Let’s assume that you and your spouse could count on $25,000 a year from Social Security and another $25,000 from a pension plan (two big “ifs”). To earn the $50,000 balance in the safest way possible (from a savings account), you’d need about $5 million, because savings accounts only pay 1% right now.
If you were willing to take a bit more risk and invest in tax- free municipal bonds (this is the safety level I like), you’d need almost $1.25 million, assuming you could get 4% interest.
But let’s say you were confident you could earn 12% from the stock market. You’d still need a nest egg of about $416,000 to net $100,000 a year.
Fewer than one out of ten Baby Boomer couples has $1.5 million socked away in a retirement account. Fewer than one in a hundred has $4 million. And only about one in 10,000 has $15 million. Most American couples my age are trying to retire with an account in the $250,000 to $300,000 range.
And that’s where the trouble begins. To achieve a return of $50,000 on $300,000, you’d need a return of 17%.
I don’t have to tell you that getting 17% on your money, year after year, is improbable…do I? I didn’t think so.
I don’t want to spend my retirement worrying about rates of return—I want to enjoy myself. Getting 17% consistently over, say, twenty years may not be impossible, but it’s very risky—too risky for my tastes.
I retired for the first time when I was thirty-nine. I had a net worth of about $10 million, half of which was liquid. I thought I had all the money I would ever need. But my retirement lifestyle was more expensive than the one I described above. I liked first-class travel and five-star hotels and fancy cars. My yearly nut was close to $500,000 after taxes. You’d think that with $5 million in my retirement account, I could have easily lived on a passive income from investing for the rest of my life. But I couldn’t, because my retirement funds were in ultra-safe municipal bonds. They were giving me a tax-free return of about $300,000 back then, which was $200,000 short of my needs.
I had a choice: I could drastically cut down on my lifestyle, or I could put my money into the stock market at greater risk. For several weeks, I tried to cut down on my lifestyle. But I discovered I was too attached to my toys to let many of them go. So I considered switching my retirement account to stocks. But when I studied the history of yearly stock market performance (by speaking with Mark Hulbert, the master of the subject), I came to the conclusion that I couldn’t confidently expect to get the 18% return I needed to maintain my lifestyle, year after year.
So what did I do? I went back to work.
I went back to earning an active income because I didn’t want to spend my days studying the market and my evenings worrying about ROI. And do you know what happened? The moment I started earning money again, I started to feel better.
Retirement isn’t supposed to be filled with money worries. And yet, that is exactly what you will get if you try to get above-par returns on your investments. As I write this, mil- lions of Americans my age are quitting their jobs and selling their businesses. They are reading financial magazines and subscribing to newsletters. They are hoping to find a stock selection system that will give them the 30% and 40% returns they need. But they will soon find out that such systems don’t exist.
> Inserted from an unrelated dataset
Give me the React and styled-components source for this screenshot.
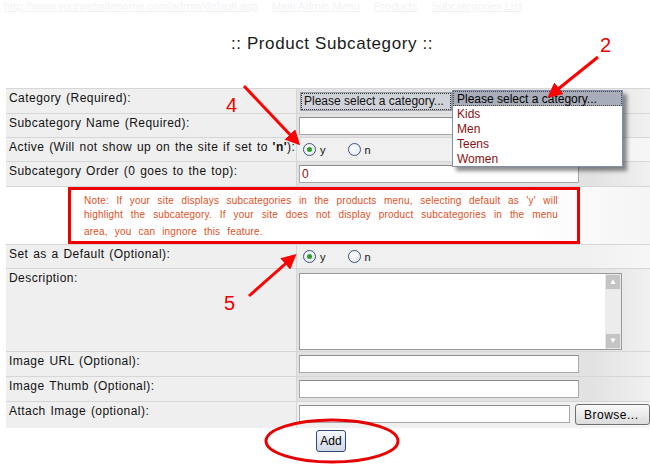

They will have good months and bad years, and they will compensate for those bad years by taking on more risk. The situation will go from bad to worse.
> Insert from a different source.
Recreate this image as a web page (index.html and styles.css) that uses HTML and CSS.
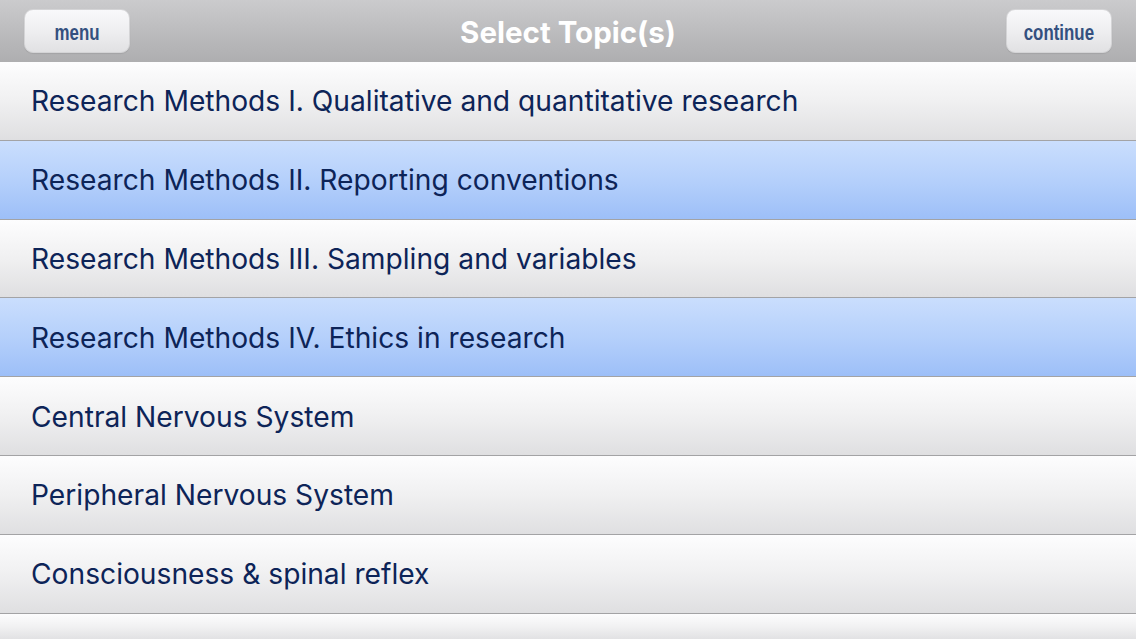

It doesn’t have to be this way. Let’s go back to the example of the couple with the $300,000 retirement fund and the $100,000-a-year retirement dream. Assuming, as I said, that they had a total of $50,000 a year coming from Social Security and pension payments, they still need $50,000 a year in after-tax passive income. To earn $50,000 on $300,000, they would need a return of about 17%. That is, as I said, highly improbable. But if they each earned only $15,000 in active income, they would need a return of only about 17% on their retirement account, which is doable.
I am not saying that you should give up on the idea of retirement. On the contrary, I’m saying that retirement might be more possible than you think.
But you must replace the old, defective idea that retirement means living off passive income only. Paint a new mental picture of what retirement can be: a life free from financial worry that includes lots of travel, fun, and leisure, funded in part by active income from doing some sort of meaningful work. There are many ways for a retired person to earn a part-time, active income. You could do some consulting, start your own Web business, or earn money doing any sort of purposeful work.
How much active income do you need? That’s easy to figure out.
A. Determine what you need to spend each year for your retirement.
B. Determine how much money you will have in your retirement account.
C. Assume that you get no more than a 10% yield on your retirement account.
Subtract C from A. That is what you need to earn.
The first benefit of including an active income in your retirement planning is that you will be able to generate more money when you need to. But the other benefit—the one that no one talks about—is that it will allow you to make wiser investment decisions because you won’t be a slave to ROI. And if you find meaningful work—and there are more options than ever today, thanks to the Internet—you can enjoy a satisfying retirement without constantly worrying about ROI.